What are some scams that people may see during estate planning?

On Behalf of | Nov 2, 2023 | Probate And Estate Administration |

Estate planning does not commonly bring up thoughts of annoyance and stress for most people. However, you may sometimes encounter scams that jeopardize your financial and mental well-being while writing these documents.

Learning about this can help you shed light on some deceptive practices that you might encounter during estate planning.

Phantom inheritance trick

One issue to be wary of involves the introduction of fake heirs into your estate plan. Scammers might exploit a lack of vigilance by slipping in unknown individuals as beneficiaries, diverting assets away from your loved ones. A review of beneficiaries and periodic updates can act as a safeguard against these phantom inheritance schemes.

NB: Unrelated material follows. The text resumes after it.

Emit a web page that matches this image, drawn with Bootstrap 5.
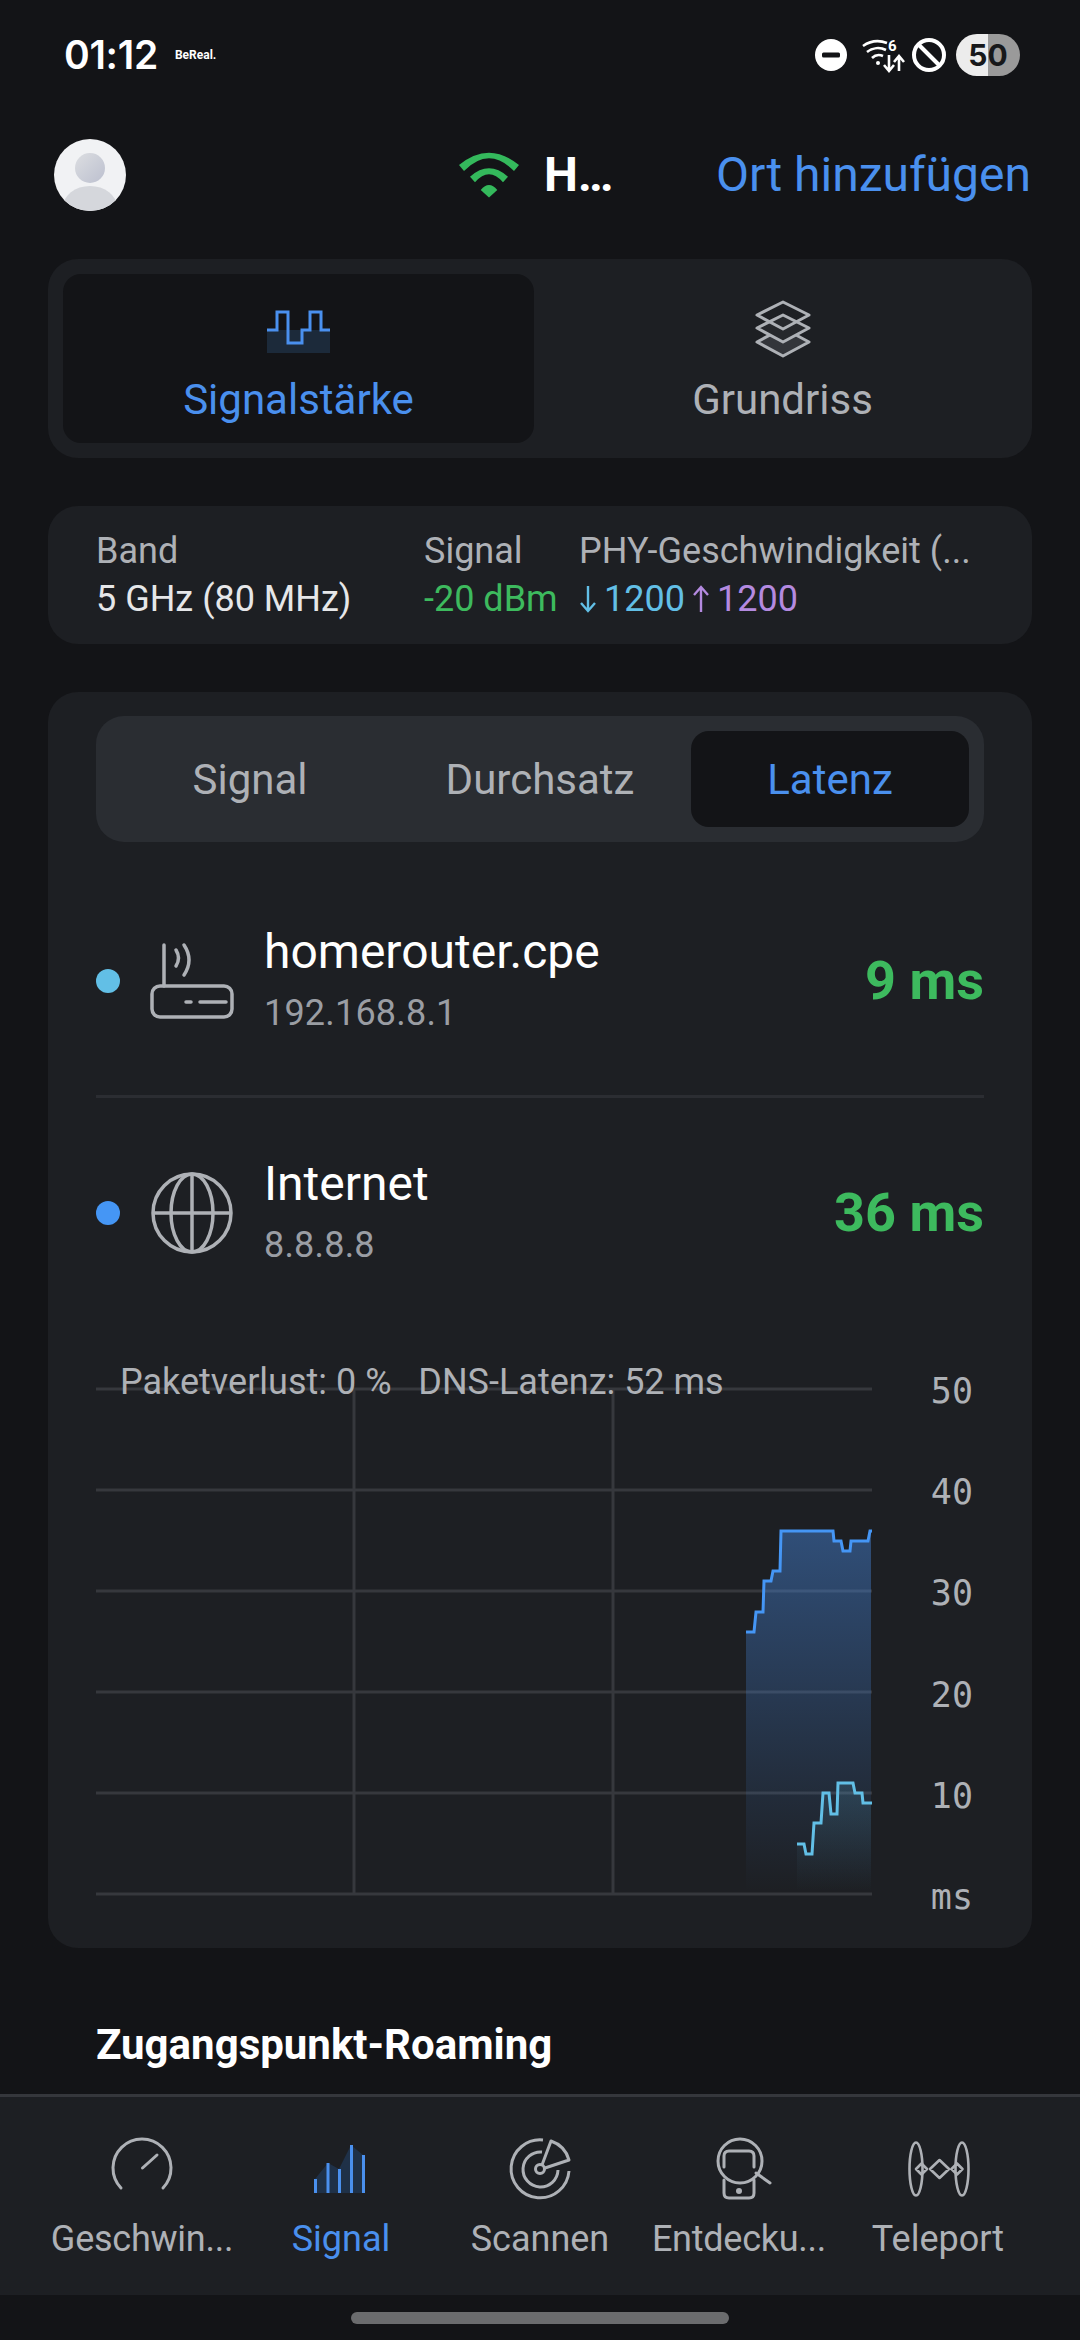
<!DOCTYPE html>
<html lang="de">
<head>
  <meta charset="UTF-8">
  <meta name="viewport" content="width=device-width, initial-scale=1.0">
  <title>Signal</title>
  <link href="https://cdn.jsdelivr.net/npm/bootstrap@5.3.0/dist/css/bootstrap.min.css" rel="stylesheet">
  <style>
    body {
      font-family: Roboto, "Liberation Sans", sans-serif;
      background-color: #131417;
      color: #aeb1b6;
      width: 1080px;
      height: 2340px;
      overflow: hidden;
    }
    svg { display: block; flex-shrink: 0; overflow: visible; }
    .app-shell { height: 2340px; }
    .status-row { height: 110px; padding: 0 60px 0 64px; }
    .clock { font-family: Inter, Roboto, sans-serif; font-size: 39px; font-weight: 600; color: #fff; letter-spacing: -.3px; }
    .tiny-app { font-size: 12px; font-weight: 700; color: #fff; margin-left: 17px; }
    .stat-minus { margin-right: 15px; }
    .stat-wifi { margin-right: 8px; }
    .stat-ban { margin-right: 10px; }
    .battery-pill {
      width: 64px; height: 42px; border-radius: 21px;
      background: linear-gradient(90deg, #ececec 0 50%, #9a9a9a 50% 100%);
      color: #17181a; font-family: Inter, Roboto, sans-serif; font-size: 30px; font-weight: 700;
    }
    .top-row { height: 130px; padding: 0 49px 0 54px; }
    .avatar-disc { width: 72px; height: 72px; border-radius: 50%; overflow: hidden; }
    .net-name { font-size: 48px; font-weight: 700; color: #fff; margin-left: 25px; width: 172px; }
    .add-place { font-size: 48px; color: #4a90ee; }
    .panel { background-color: #1d1f23; border-radius: 30px; margin: 0 48px; }
    .mode-panel { height: 199px; margin-top: 19px; padding: 15px; }
    .mode-tab { flex: 1 1 0; font-size: 42px; line-height: 63px; border-radius: 18px; padding-top: 27px; }
    .mode-tab.is-on { background-color: #131417; color: #4a90ee; flex: 0 0 471px; }
    .mode-other { padding-left: 14px; }
    .icon-steps { margin: 10px 0 15px; }
    .icon-layers { margin-bottom: 11px; }
    .info-panel { height: 138px; margin-top: 48px; padding: 21px 0 0 48px; font-size: 36px; line-height: 48px; }
    .info-band { width: 328px; }
    .info-sig { width: 155px; }
    .val-main { color: #e6e7e9; }
    .val-green { color: #3dba5e; }
    .val-down { color: #62bfe6; }
    .val-up { color: #b48ae0; }
    .arrow-mark { margin-right: 7px; }
    .up-mark { margin-left: 7px; }
    .chart-panel { height: 1256px; margin-top: 48px; padding: 24px 48px 0; }
    .sub-tabs { height: 126px; background-color: #2a2d32; border-radius: 28px; padding: 15px; gap: 12px; font-size: 42px; }
    .sub-tab { flex: 1 1 0; border-radius: 18px; }
    .sub-tab.is-on { background-color: #131417; color: #4a90ee; }
    .host-first { height: 253px; padding-top: 24px; }
    .host-next { height: 232px; border-top: 3px solid #2b2d32; }
    .host-dot { width: 24px; height: 24px; border-radius: 50%; margin-right: 30px; }
    .host-icon { margin-right: 26px; }
    .host-name { font-size: 48px; color: #fff; line-height: 62px; }
    .host-ip { font-size: 36px; color: #9a9da3; line-height: 54px; letter-spacing: .2px; margin-top: 3px; }
    .host-ms { font-size: 54px; font-weight: 700; color: #3dba5e; }
    .chart-wrap { margin-top: 59px; }
    .chart-note { position: absolute; left: 24px; top: -24px; font-size: 36px; color: #aeb1b6; white-space: pre; line-height: 40px; }
    .axis-col { width: 112px; height: 546px; margin-top: -15px; font-family: "DejaVu Sans Mono", monospace; font-size: 35px; line-height: 40px; color: #aeb1b6; text-align: right; padding-right: 11px; }
    .roam-title { font-size: 42px; font-weight: 700; color: #fff; margin: 65px 0 0 96px; }
    .tab-bar { height: 201px; background-color: #1d1f23; border-top: 3px solid #35373c; padding: 0 42.5px; margin-top: auto; }
    .tab-item { width: 199px; padding-top: 41px; font-size: 36px; white-space: nowrap; }
    .tab-item svg { margin-bottom: 14px; }
    .tab-item.is-on { color: #4a90ee; }
    .tab-short { letter-spacing: -.25px; }
    .home-zone { height: 45px; }
    .home-handle { width: 378px; height: 12px; border-radius: 6px; background-color: #6b6c6e; margin-top: 17px; }
  </style>
</head>
<body>
  <div class="app-shell d-flex flex-column">

    <div class="status-row d-flex align-items-center">
      <span class="clock">01:12</span>
      <span class="tiny-app">BeReal.</span>
      <div class="d-flex align-items-center ms-auto">
        <svg class="stat-minus" width="32" height="32" viewBox="0 0 32 32"><circle cx="16" cy="16" r="16" fill="#fff"/><rect x="7" y="13.5" width="18" height="5" rx="1.5" fill="#131417"/></svg>
        <svg class="stat-wifi" width="42" height="34" viewBox="0 0 42 34" fill="none" stroke="#fff" stroke-width="2.6">
          <path d="M1 8 A26 26 0 0 1 25 5"/><path d="M5 14 A18 18 0 0 1 24 12"/><path d="M10 20 A10 10 0 0 1 21 18"/>
          <circle cx="16" cy="25" r="2" fill="#fff" stroke="none"/>
          <text x="26" y="13" font-size="15" font-weight="700" fill="#fff" stroke="none" font-family="Roboto, sans-serif">6</text>
          <path d="M27 17 V32 M22 27 L27 33 L32 27 M37 33 V19 M32 24 L37 18 L42 24"/>
        </svg>
        <svg class="stat-ban" width="34" height="34" viewBox="0 0 34 34" fill="none" stroke="#fff" stroke-width="4"><circle cx="17" cy="17" r="15"/><path d="M6.5 6.5 L27.5 27.5"/></svg>
        <div class="battery-pill d-flex align-items-center justify-content-center">50</div>
      </div>
    </div>

    <div class="top-row d-flex align-items-center">
      <div class="avatar-disc">
        <svg width="72" height="72" viewBox="0 0 72 72">
          <defs>
            <linearGradient id="avHead" x1="0" y1="0" x2="1" y2="1"><stop offset="0" stop-color="#dcdee1"/><stop offset="1" stop-color="#bcc0cf"/></linearGradient>
          </defs>
          <rect width="72" height="72" fill="#f1f2f4"/>
          <circle cx="36" cy="29" r="15" fill="url(#avHead)"/>
          <ellipse cx="36" cy="68" rx="27" ry="21" fill="#d5d7dc"/>
        </svg>
      </div>
      <div class="d-flex align-items-center ms-auto">
        <svg width="60" height="46" viewBox="0 0 60 46" fill="#34b95c">
          <path d="M0 13 Q30 -11.6 60 13 L55 19 Q30 -6.4 5 19 Z"/>
          <path d="M11 24.7 Q30 7.9 49 24.7 L44 30.3 Q30 14.3 16 30.3 Z"/>
          <path d="M21.7 38 Q30 28 38.3 38 L30 45.5 Z"/>
        </svg>
        <span class="net-name">H…</span>
        <span class="add-place">Ort hinzufügen</span>
      </div>
    </div>

    <div class="panel mode-panel d-flex">
      <div class="mode-tab is-on d-flex flex-column align-items-center">
        <svg class="icon-steps" width="64" height="42" viewBox="0 0 64 42">
          <rect x="0" y="19" width="63" height="23" fill="#1c2a3a"/>
          <path d="M0 19 H10 V1 H21 V32 H35 V19 H43 V1 H54 V19 H63" fill="none" stroke="#4a90ee" stroke-width="3"/>
        </svg>
        <span>Signalstärke</span>
      </div>
      <div class="mode-tab mode-other d-flex flex-column align-items-center">
        <svg class="icon-layers" width="56" height="56" viewBox="0 0 56 56" fill="none" stroke="#aeb1b6" stroke-width="3" stroke-linejoin="round">
          <path d="M28 27 L54 41 L28 55 L2 41 Z" fill="#33353a"/>
          <path d="M28 14 L54 27 L28 41 L2 27 Z" fill="#26282c"/>
          <path d="M28 1 L54 14 L28 28 L2 14 Z"/>
        </svg>
        <span>Grundriss</span>
      </div>
    </div>

    <div class="panel info-panel d-flex">
      <div class="info-band"><div>Band</div><div class="val-main">5 GHz (80 MHz)</div></div>
      <div class="info-sig"><div>Signal</div><div class="val-green">-20 dBm</div></div>
      <div class="flex-grow-1">
        <div>PHY-Geschwindigkeit (...</div>
        <div class="d-flex align-items-center">
          <svg class="arrow-mark" width="18" height="28" viewBox="0 0 18 28" fill="none" stroke="#62bfe6" stroke-width="2.4"><path d="M9 1 V26 M2 18 L9 26 L16 18"/></svg>
          <span class="val-down">1200</span>
          <svg class="arrow-mark up-mark" width="18" height="28" viewBox="0 0 18 28" fill="none" stroke="#b48ae0" stroke-width="2.4"><path d="M9 27 V2 M2 10 L9 2 L16 10"/></svg>
          <span class="val-up">1200</span>
        </div>
      </div>
    </div>

    <div class="panel chart-panel">
      <div class="sub-tabs d-flex text-center">
        <div class="sub-tab d-flex align-items-center justify-content-center">Signal</div>
        <div class="sub-tab d-flex align-items-center justify-content-center">Durchsatz</div>
        <div class="sub-tab is-on d-flex align-items-center justify-content-center">Latenz</div>
      </div>

      <div class="host-first d-flex align-items-center">
        <span class="host-dot" style="background-color:#62bfe6"></span>
        <svg class="host-icon" width="88" height="76" viewBox="0 0 88 76" fill="none" stroke="#aeb1b6" stroke-width="3.5" stroke-linecap="round">
          <rect x="2" y="43" width="80" height="31" rx="8"/>
          <path d="M14 43 V2 M26 7 Q31 15 26 23 M34 2 Q44 17 34 32 M36 59 H41 M50 59 H76"/>
        </svg>
        <div>
          <div class="host-name">homerouter.cpe</div>
          <div class="host-ip">192.168.8.1</div>
        </div>
        <span class="host-ms ms-auto">9 ms</span>
      </div>

      <div class="host-next d-flex align-items-center">
        <span class="host-dot" style="background-color:#4596f5"></span>
        <svg class="host-icon" width="88" height="84" viewBox="0 0 88 84" fill="none" stroke="#aeb1b6" stroke-width="3.5">
          <circle cx="42" cy="42" r="39"/><ellipse cx="42" cy="42" rx="21" ry="39"/><path d="M42 3 V81 M3 42 H81"/>
        </svg>
        <div>
          <div class="host-name">Internet</div>
          <div class="host-ip">8.8.8.8</div>
        </div>
        <span class="host-ms ms-auto">36 ms</span>
      </div>

      <div class="chart-wrap d-flex">
        <div class="position-relative">
          <svg width="776" height="512" viewBox="96 1386 776 512">
            <defs>
              <linearGradient id="fillBlue" x1="0" y1="1530" x2="0" y2="1892" gradientUnits="userSpaceOnUse"><stop offset="0" stop-color="#4a90ee" stop-opacity=".42"/><stop offset="1" stop-color="#4a90ee" stop-opacity="0"/></linearGradient>
              <linearGradient id="fillCyan" x1="0" y1="1780" x2="0" y2="1892" gradientUnits="userSpaceOnUse"><stop offset="0" stop-color="#62bfe6" stop-opacity=".16"/><stop offset="1" stop-color="#62bfe6" stop-opacity="0"/></linearGradient>
            </defs>
            <g stroke="#36383d" stroke-width="3" fill="none">
              <path d="M96 1389 H872 M96 1490 H872 M96 1591 H872 M96 1692 H872 M96 1793 H872 M96 1894 H872 M354 1389 V1894 M613 1389 V1894"/>
            </g>
            <path fill="url(#fillBlue)" d="M746 1632 H754 L756 1612 H763 L764 1581 H771 L773 1571 H780 L781 1531 H833 L834 1541 H841 L843 1551 H850 L851 1541 H868 L870 1531 H871 V1892 H746 Z"/>
            <path fill="url(#fillCyan)" d="M797 1844 H804 L806 1854 H812 L814 1823 H821 L823 1793 H829 L831 1814 H837 L838 1783 H853 L855 1793 H862 L863 1803 H871 V1892 H797 Z"/>
            <path fill="none" stroke="#4596f5" stroke-width="3" d="M746 1632 H754 L756 1612 H763 L764 1581 H771 L773 1571 H780 L781 1531 H833 L834 1541 H841 L843 1551 H850 L851 1541 H868 L870 1531 H872"/>
            <path fill="none" stroke="#62bfe6" stroke-width="3" d="M797 1844 H804 L806 1854 H812 L814 1823 H821 L823 1793 H829 L831 1814 H837 L838 1783 H853 L855 1793 H862 L863 1803 H872"/>
          </svg>
          <div class="chart-note">Paketverlust: 0 %   DNS-Latenz: 52 ms</div>
        </div>
        <div class="axis-col d-flex flex-column justify-content-between">
          <span>50</span><span>40</span><span>30</span><span>20</span><span>10</span><span>ms</span>
        </div>
      </div>
    </div>

    <div class="roam-title">Zugangspunkt-Roaming</div>

    <div class="tab-bar d-flex">
      <div class="tab-item d-flex flex-column align-items-center">
        <svg width="60" height="60" viewBox="0 0 60 60" fill="none" stroke="#aeb1b6" stroke-width="3" stroke-linecap="round"><path d="M9 50 A29 29 0 1 1 51 50"/><path d="M30.5 30 L45 17"/></svg>
        <span class="tab-short">Geschwin...</span>
      </div>
      <div class="tab-item is-on d-flex flex-column align-items-center">
        <svg width="60" height="60" viewBox="0 0 60 60">
          <path d="M4 41 L17 25 L28 31 L40 7 L52 17 V55 H4 Z" fill="#1f3148"/>
          <path d="M4.5 41 V55 M17 25 V55 M28.5 31 V55 M40.5 7 V55 M52.5 17 V55" stroke="#4a90ee" stroke-width="3"/>
        </svg>
        <span>Signal</span>
      </div>
      <div class="tab-item d-flex flex-column align-items-center">
        <svg width="60" height="60" viewBox="0 0 60 60" fill="none" stroke="#aeb1b6" stroke-width="3">
          <path d="M33 2 A29 29 0 1 0 59 33"/><path d="M32 14 A17.5 17.5 0 1 0 48 32"/>
          <circle cx="30" cy="31" r="4.5"/><path d="M32 27 L41 3 A28 28 0 0 1 59 22 L35 30" stroke-linejoin="round"/>
        </svg>
        <span>Scannen</span>
      </div>
      <div class="tab-item d-flex flex-column align-items-center">
        <svg width="60" height="60" viewBox="0 0 60 60" fill="none" stroke="#aeb1b6" stroke-width="3" stroke-linecap="round">
          <circle cx="31" cy="23" r="22"/><path d="M47 35 L61 45"/>
          <path d="M15 29 V18 Q15 13 20 13 H40 Q45 13 45 18 V29 M15 42 V55 Q15 60 20 60 H40 Q45 60 45 55 V42"/>
          <circle cx="30" cy="53" r="3" fill="#aeb1b6" stroke="none"/>
        </svg>
        <span class="tab-short">Entdecku...</span>
      </div>
      <div class="tab-item d-flex flex-column align-items-center">
        <svg width="60" height="60" viewBox="0 0 60 60" fill="none" stroke="#aeb1b6" stroke-width="2.6" stroke-linejoin="round">
          <ellipse cx="8" cy="31" rx="6.5" ry="26.5"/><ellipse cx="54" cy="31" rx="6.5" ry="26.5"/>
          <path d="M13.5 25.5 L19 31 L13.5 36.5 L8 31 Z M31.5 22 L41 31 L31.5 40 L22 31 Z M49 25.5 L54.5 31 L49 36.5 L43.5 31 Z"/>
        </svg>
        <span>Teleport</span>
      </div>
    </div>

    <div class="home-zone d-flex justify-content-center">
      <div class="home-handle"></div>
    </div>
  </div>

  <script src="https://cdn.jsdelivr.net/npm/bootstrap@5.3.0/dist/js/bootstrap.bundle.min.js"></script>
</body>
</html>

Fake charitable organizations

Another deceptive maneuver involves false philanthropy. Some individuals may attempt to convince you to give a significant portion of your estate to a fake charitable organization. Verifying the legitimacy of the charitable entity and consulting trusted financial advisors can stop attempts to exploit you.

Lying advisors

Estate planning often involves seeking financial advice. Be cautious of advisors who overpromise or pressure you into investments that seem too good to be true.

Online scams can devastate a person as well, with Americans aged 50 or older losing an average of $17,662 every time an online scam happens as of 2021. Look through the person’s credentials and track record before entrusting them with your financial future.

Bogus legal documents

A particularly dangerous tactic involves the fabrication of legal documents. Scammers may attempt to manipulate your estate plan by introducing counterfeit wills or trusts. Regularly reviewing your legal documents can safeguard your assets from falling into the wrong hands.

It is important to navigate this terrain with a keen eye for potential scams. By staying cautious, you can ensure that your legacy remains intact for your heirs.